◆ SHORT PROBLEM:
Extract the full listing verbatim and drop any pictures from your copy.

◆ AVAILABLE DATA:
________________________________________
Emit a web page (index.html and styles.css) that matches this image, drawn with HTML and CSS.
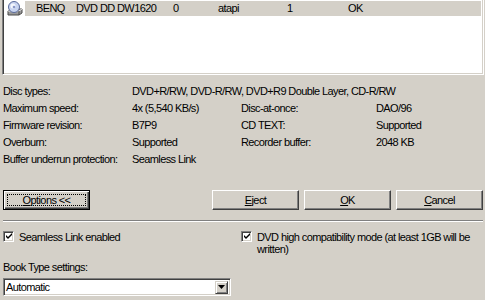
FILE: index.html
```html
<!DOCTYPE html>
<html>
<head>
<meta charset="utf-8">
<link rel="stylesheet" href="styles.css">
</head>
<body>
<div class="dialog">
  <div class="list">
    <div class="row">
      <svg class="drive" width="16" height="16" viewBox="0 0 16 16">
        <path d="M1 10 L4 8 H15 V12 L12 14 H1 Z" fill="#9a9a9a" stroke="#4a4a4a" stroke-width="1"/>
        <path d="M1 10 H12 L15 8" fill="none" stroke="#e8e8e8" stroke-width="1"/>
        <path d="M12 10 V14" stroke="#4a4a4a" stroke-width="1"/>
        <circle cx="7" cy="6" r="5.5" fill="#c8d4f0" stroke="#5a6a9a" stroke-width="1"/>
        <circle cx="6" cy="5" r="2.5" fill="#ffffff" opacity="0.8"/>
        <circle cx="7" cy="6" r="1.3" fill="#8a98c8"/>
      </svg>
      <div class="cells">
        <span>BENQ</span>
        <span>DVD DD DW1620</span>
        <span>0</span>
        <span>atapi</span>
        <span>1</span>
        <span>OK</span>
      </div>
    </div>
  </div>

  <div class="info">
    <span>Disc types:</span>
    <span class="wide">DVD+R/RW, DVD-R/RW, DVD+R9 Double Layer, CD-R/RW</span>
    <span>Maximum speed:</span>
    <span>4x (5,540 KB/s)</span>
    <span>Disc-at-once:</span>
    <span>DAO/96</span>
    <span>Firmware revision:</span>
    <span>B7P9</span>
    <span>CD TEXT:</span>
    <span>Supported</span>
    <span>Overburn:</span>
    <span>Supported</span>
    <span>Recorder buffer:</span>
    <span>2048 KB</span>
    <span>Buffer underrun protection:</span>
    <span class="wide">Seamless Link</span>
  </div>

  <div class="buttons">
    <button class="btn default"><span class="focus"><u>O</u>ptions &lt;&lt;</span></button>
    <div class="right-buttons">
      <button class="btn"><u>E</u>ject</button>
      <button class="btn"><u>O</u>K</button>
      <button class="btn"><u>C</u>ancel</button>
    </div>
  </div>

  <div class="separator"></div>

  <div class="options">
    <div class="col">
      <label class="check">
        <span class="box"><svg width="7" height="7" viewBox="0 0 7 7"><path d="M0 2 L2 4 L6 0 V2 L2 6 L0 4 Z" fill="#000"/></svg></span>
        <span class="label">Seamless Link enabled</span>
      </label>
      <div class="book-label">Book Type settings:</div>
      <div class="select">
        <span class="value">Automatic</span>
        <span class="arrow"><svg width="7" height="4" viewBox="0 0 7 4"><path d="M0 0 H7 L3.5 4 Z" fill="#000"/></svg></span>
      </div>
    </div>
    <div class="col">
      <label class="check">
        <span class="box"><svg width="7" height="7" viewBox="0 0 7 7"><path d="M0 2 L2 4 L6 0 V2 L2 6 L0 4 Z" fill="#000"/></svg></span>
        <span class="label">DVD high compatibility mode (at least 1GB will be written)</span>
      </label>
    </div>
  </div>
</div>
</body>
</html>
```

FILE: styles.css
```css
html, body {
  margin: 0;
  padding: 0;
  background: #d4d0c8;
}
body {
  width: 485px;
  height: 300px;
  overflow: hidden;
  font-family: "Liberation Sans", Arial, sans-serif;
  font-size: 11px;
  letter-spacing: -0.6px;
  color: #000;
}
.dialog {
  display: flex;
  flex-direction: column;
}
.list {
  margin: -2px 1px 0 2px;
  height: 73px;
  background: #fff;
  border-style: solid;
  border-width: 1px;
  border-color: #808080 #fff #fff #808080;
  box-shadow: inset 1px 1px 0 #404040, inset -1px -1px 0 #d4d0c8;
  padding: 2px 2px 0 2px;
}
.row {
  display: flex;
  align-items: center;
  height: 15px;
}
.drive {
  margin-left: 2px;
  flex: none;
}
.cells {
  flex: 1;
  height: 15px;
  margin-left: 2px;
  background: #d4d0c8;
  display: grid;
  grid-template-columns: 40px 97px 45px 69px 61px 1fr;
  align-items: center;
  padding-left: 11px;
  line-height: 15px;
}
.info {
  margin-top: 7px;
  padding-left: 3px;
  display: grid;
  grid-template-columns: 129px 109px 135px 1fr;
  grid-auto-rows: 17px;
  align-items: center;
}
.info .wide {
  grid-column: span 3;
}
.buttons {
  margin-top: 23px;
  display: flex;
  justify-content: space-between;
  padding: 0 2px 0 3px;
}
.right-buttons {
  display: flex;
  gap: 5px;
}
.btn {
  width: 87px;
  height: 20px;
  padding: 0;
  margin: 0;
  font: inherit;
  letter-spacing: inherit;
  color: #000;
  background: #d4d0c8;
  border-style: solid;
  border-width: 1px;
  border-color: #fff #404040 #404040 #fff;
  box-shadow: inset -1px -1px 0 #808080;
  display: flex;
  align-items: center;
  justify-content: center;
}
.btn.default {
  border: 1px solid #000;
  box-shadow: inset 1px 1px 0 #fff, inset -1px -1px 0 #404040, inset -2px -2px 0 #808080;
}
.btn .focus {
  flex: 1;
  align-self: stretch;
  margin: 3px;
  border: 1px dotted #000;
  display: flex;
  align-items: center;
  justify-content: center;
}
.separator {
  margin: 10px 2px 0 3px;
  border-top: 1px solid #808080;
  border-bottom: 1px solid #fff;
  height: 0;
}
.options {
  margin-top: 9px;
  padding-left: 3px;
  display: grid;
  grid-template-columns: 238px 1fr;
}
.col {
  display: flex;
  flex-direction: column;
}
.check {
  display: flex;
  align-items: flex-start;
  line-height: 12px;
}
.box {
  flex: none;
  width: 9px;
  height: 9px;
  background: #fff;
  border-style: solid;
  border-width: 1px;
  border-color: #808080 #fff #fff #808080;
  box-shadow: inset 1px 1px 0 #404040, inset -1px -1px 0 #d4d0c8;
  display: flex;
  align-items: center;
  justify-content: center;
}
.box svg {
  margin-left: 1px;
}
.check .label {
  margin-left: 5px;
  padding-right: 10px;
}
.book-label {
  margin-top: 17px;
  line-height: 14px;
}
.select {
  margin-top: 4px;
  width: 222px;
  height: 14px;
  background: #fff;
  border-style: solid;
  border-width: 1px;
  border-color: #808080 #fff #fff #808080;
  box-shadow: inset 1px 1px 0 #404040, inset -1px -1px 0 #d4d0c8;
  display: flex;
  align-items: center;
  justify-content: space-between;
  padding: 1px 2px 1px 2px;
}
.select .value {
  line-height: 14px;
}
.arrow {
  width: 13px;
  height: 13px;
  box-sizing: border-box;
  background: #d4d0c8;
  border-style: solid;
  border-width: 1px;
  border-color: #d4d0c8 #404040 #404040 #d4d0c8;
  box-shadow: inset 1px 1px 0 #fff, inset -1px -1px 0 #808080;
  display: flex;
  align-items: center;
  justify-content: center;
}
```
________________________________________
◆ TASK ANSWER:
Emit a web page (index.html and styles.css) that matches this image, drawn with HTML and CSS.
FILE: index.html
```html
<!DOCTYPE html>
<html>
<head>
<meta charset="utf-8">
<link rel="stylesheet" href="styles.css">
</head>
<body>
<div class="dialog">
  <div class="list">
    <div class="row">
      <svg class="drive" width="16" height="16" viewBox="0 0 16 16">
        <path d="M1 10 L4 8 H15 V12 L12 14 H1 Z" fill="#9a9a9a" stroke="#4a4a4a" stroke-width="1"/>
        <path d="M1 10 H12 L15 8" fill="none" stroke="#e8e8e8" stroke-width="1"/>
        <path d="M12 10 V14" stroke="#4a4a4a" stroke-width="1"/>
        <circle cx="7" cy="6" r="5.5" fill="#c8d4f0" stroke="#5a6a9a" stroke-width="1"/>
        <circle cx="6" cy="5" r="2.5" fill="#ffffff" opacity="0.8"/>
        <circle cx="7" cy="6" r="1.3" fill="#8a98c8"/>
      </svg>
      <div class="cells">
        <span>BENQ</span>
        <span>DVD DD DW1620</span>
        <span>0</span>
        <span>atapi</span>
        <span>1</span>
        <span>OK</span>
      </div>
    </div>
  </div>

  <div class="info">
    <span>Disc types:</span>
    <span class="wide">DVD+R/RW, DVD-R/RW, DVD+R9 Double Layer, CD-R/RW</span>
    <span>Maximum speed:</span>
    <span>4x (5,540 KB/s)</span>
    <span>Disc-at-once:</span>
    <span>DAO/96</span>
    <span>Firmware revision:</span>
    <span>B7P9</span>
    <span>CD TEXT:</span>
    <span>Supported</span>
    <span>Overburn:</span>
    <span>Supported</span>
    <span>Recorder buffer:</span>
    <span>2048 KB</span>
    <span>Buffer underrun protection:</span>
    <span class="wide">Seamless Link</span>
  </div>

  <div class="buttons">
    <button class="btn default"><span class="focus"><u>O</u>ptions &lt;&lt;</span></button>
    <div class="right-buttons">
      <button class="btn"><u>E</u>ject</button>
      <button class="btn"><u>O</u>K</button>
      <button class="btn"><u>C</u>ancel</button>
    </div>
  </div>

  <div class="separator"></div>

  <div class="options">
    <div class="col">
      <label class="check">
        <span class="box"><svg width="7" height="7" viewBox="0 0 7 7"><path d="M0 2 L2 4 L6 0 V2 L2 6 L0 4 Z" fill="#000"/></svg></span>
        <span class="label">Seamless Link enabled</span>
      </label>
      <div class="book-label">Book Type settings:</div>
      <div class="select">
        <span class="value">Automatic</span>
        <span class="arrow"><svg width="7" height="4" viewBox="0 0 7 4"><path d="M0 0 H7 L3.5 4 Z" fill="#000"/></svg></span>
      </div>
    </div>
    <div class="col">
      <label class="check">
        <span class="box"><svg width="7" height="7" viewBox="0 0 7 7"><path d="M0 2 L2 4 L6 0 V2 L2 6 L0 4 Z" fill="#000"/></svg></span>
        <span class="label">DVD high compatibility mode (at least 1GB will be written)</span>
      </label>
    </div>
  </div>
</div>
</body>
</html>
```

FILE: styles.css
```css
html, body {
  margin: 0;
  padding: 0;
  background: #d4d0c8;
}
body {
  width: 485px;
  height: 300px;
  overflow: hidden;
  font-family: "Liberation Sans", Arial, sans-serif;
  font-size: 11px;
  letter-spacing: -0.6px;
  color: #000;
}
.dialog {
  display: flex;
  flex-direction: column;
}
.list {
  margin: -2px 1px 0 2px;
  height: 73px;
  background: #fff;
  border-style: solid;
  border-width: 1px;
  border-color: #808080 #fff #fff #808080;
  box-shadow: inset 1px 1px 0 #404040, inset -1px -1px 0 #d4d0c8;
  padding: 2px 2px 0 2px;
}
.row {
  display: flex;
  align-items: center;
  height: 15px;
}
.drive {
  margin-left: 2px;
  flex: none;
}
.cells {
  flex: 1;
  height: 15px;
  margin-left: 2px;
  background: #d4d0c8;
  display: grid;
  grid-template-columns: 40px 97px 45px 69px 61px 1fr;
  align-items: center;
  padding-left: 11px;
  line-height: 15px;
}
.info {
  margin-top: 7px;
  padding-left: 3px;
  display: grid;
  grid-template-columns: 129px 109px 135px 1fr;
  grid-auto-rows: 17px;
  align-items: center;
}
.info .wide {
  grid-column: span 3;
}
.buttons {
  margin-top: 23px;
  display: flex;
  justify-content: space-between;
  padding: 0 2px 0 3px;
}
.right-buttons {
  display: flex;
  gap: 5px;
}
.btn {
  width: 87px;
  height: 20px;
  padding: 0;
  margin: 0;
  font: inherit;
  letter-spacing: inherit;
  color: #000;
  background: #d4d0c8;
  border-style: solid;
  border-width: 1px;
  border-color: #fff #404040 #404040 #fff;
  box-shadow: inset -1px -1px 0 #808080;
  display: flex;
  align-items: center;
  justify-content: center;
}
.btn.default {
  border: 1px solid #000;
  box-shadow: inset 1px 1px 0 #fff, inset -1px -1px 0 #404040, inset -2px -2px 0 #808080;
}
.btn .focus {
  flex: 1;
  align-self: stretch;
  margin: 3px;
  border: 1px dotted #000;
  display: flex;
  align-items: center;
  justify-content: center;
}
.separator {
  margin: 10px 2px 0 3px;
  border-top: 1px solid #808080;
  border-bottom: 1px solid #fff;
  height: 0;
}
.options {
  margin-top: 9px;
  padding-left: 3px;
  display: grid;
  grid-template-columns: 238px 1fr;
}
.col {
  display: flex;
  flex-direction: column;
}
.check {
  display: flex;
  align-items: flex-start;
  line-height: 12px;
}
.box {
  flex: none;
  width: 9px;
  height: 9px;
  background: #fff;
  border-style: solid;
  border-width: 1px;
  border-color: #808080 #fff #fff #808080;
  box-shadow: inset 1px 1px 0 #404040, inset -1px -1px 0 #d4d0c8;
  display: flex;
  align-items: center;
  justify-content: center;
}
.box svg {
  margin-left: 1px;
}
.check .label {
  margin-left: 5px;
  padding-right: 10px;
}
.book-label {
  margin-top: 17px;
  line-height: 14px;
}
.select {
  margin-top: 4px;
  width: 222px;
  height: 14px;
  background: #fff;
  border-style: solid;
  border-width: 1px;
  border-color: #808080 #fff #fff #808080;
  box-shadow: inset 1px 1px 0 #404040, inset -1px -1px 0 #d4d0c8;
  display: flex;
  align-items: center;
  justify-content: space-between;
  padding: 1px 2px 1px 2px;
}
.select .value {
  line-height: 14px;
}
.arrow {
  width: 13px;
  height: 13px;
  box-sizing: border-box;
  background: #d4d0c8;
  border-style: solid;
  border-width: 1px;
  border-color: #d4d0c8 #404040 #404040 #d4d0c8;
  box-shadow: inset 1px 1px 0 #fff, inset -1px -1px 0 #808080;
  display: flex;
  align-items: center;
  justify-content: center;
}
```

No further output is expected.